If you’re from an area that regularly receives snow (such as NY) and you actually go outside to experience said frozen water crystals, then you know that getting snow rubbed in your face is probably the least favored thing to have happen to you- except maybe sliding off the road and ending up face first in a ditch.
I thought I’d share some of my tips on winter-weather driving. Forget what the DMV says about winter driving, listen to me instead (I’m kidding, pay attention y’all- that’s why I included the link).
- Keep it defrosted! Start your defroster when you start your car and give it some time to heat up the windshield. The last thing you want is to be just pulling out of a driveway and suddenly you can’t see a thing (breath + cold windshield = fog).
- Get all the ice and snow off the outside of the windows. Leaving frozen precip will guarantee foggy windows.
- Don’t scrape the car itself. Besides leaving scratches, the ice breaking free from your car might take paint chips with it.

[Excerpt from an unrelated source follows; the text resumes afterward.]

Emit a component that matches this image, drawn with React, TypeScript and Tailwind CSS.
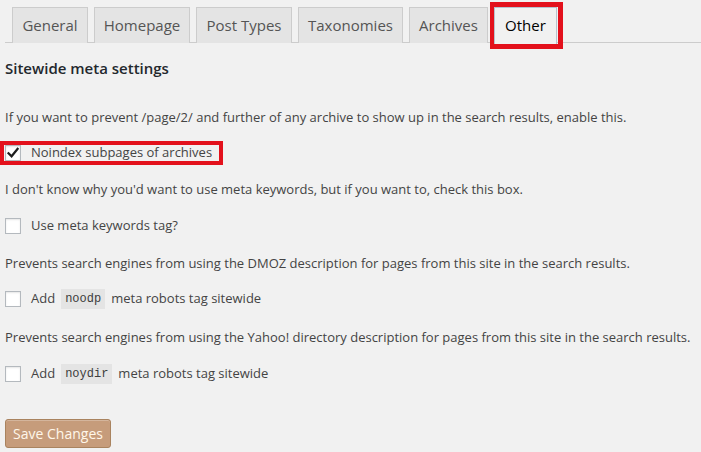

- Top off the washer fluid reservoir frequently. With the amount of salt used on the roads, its just a matter of time before its on your car.
- Winter wipers are a good investment and are usually pretty cheap (~$10 each).
- Don’t forget the rear window and defroster.
- Clear off your lights.
- Always make sure you have plenty of gas. This ensures that you’ll live longer if you get stranded.
- Keep the tank at least 50% full. Water/snow has a tendency to get into the tank and freeze in the gas lines. This will make it impossible to start your car. Keeping the tank mostly full will lower the risk of this happening.
- You’ll notice that during the winter your mpg’s will go down. This is because air is denser when it is cold and the car will compensate, adding in more fuel to the mixture. Simple physics tells you that this allows for increased horsepower as well. Add in “spirited” parking lot driving and a 5 mpg hit can been noticed.
- Make sure your car isn’t running straight water for coolant. Use 50/50 or as recommended to avoid the block freezing.
- Make sure to change your oil every 3000 miles or as instructed to make sure your engine is a happy engine. Water in the oil is not a good sign, as this can freeze in the lines.
- Check your brake, power steering, and transmission fluid levels as well. This is the lifeblood of your car!
- Make sure your tires have adequate tread depth and are not “sport” or “GT” or anything like that.
- Science says that when it gets colder out, the air pressure in your tires goes down. I’ve had 2 flats already because of this. Make sure to keep the tires at the recommended pressure. Over-inflating tires might save a little gas and under-inflated tires might increase dry-surface traction, but so much as a 5 psi variance either way from the recommended pressure has drastic abnormal tire-wear implications.
- Allow plenty of time. Rushing is never a good idea. It easily takes a good 5 minutes to warm up the car.
- If the weather is really bad, stay at home.
- Don’t pull out in front of people. Besides the lowered braking ability if the roads are slippery, chances are you’ll spin the tires pulling out in front of them.
- Don’t go fast. There’s just no reason to. If the snow/ice doesn’t get you, the salt will. Salty roads don’t offer much traction.
- Don’t go extremely slowly. Even in the worst circumstances, 25 mph should be the absolute minimum. If visibility is good but traction is limited, 35 mph on a state road (55mph limit) is decent. Driving excessively slowly puts you at risk of getting hit from behind or, in an attempt to slow down or pass, puts the other car in a ditch.
- Avoid roads that haven’t been plowed. Just. Don’t. Even. Try.
- If, for some reason, your car becomes disabled and you have to leave it by the side of the road, get as far over and put on the blinkers! It doesn’t matter how bright and sunny it is out, night falls eventually and snow happens, and if your car is in the way and people can’t see it…
- If you get stuck, make sure any straps you get towed by are attached securely to the frame.
- Lastly, don’t forget some granola bars, blankets, and cell phone when you leave the house. They just may save your life.
Disclaimer: Always use caution and common sense while driving. Obey all traffic and safety laws. Buckle up! Remember that this post is not the final word and may not necessarily be true in all circumstances. While we try to be a helpful outlet to you, we are not responsible for how you drive and the resultant effects. In other words, don’t come crying to us when you wrap your car around a light pole doing crazy donuts in a parking lot just because you heeded our (my) advice to keep your tires at the correct pressure.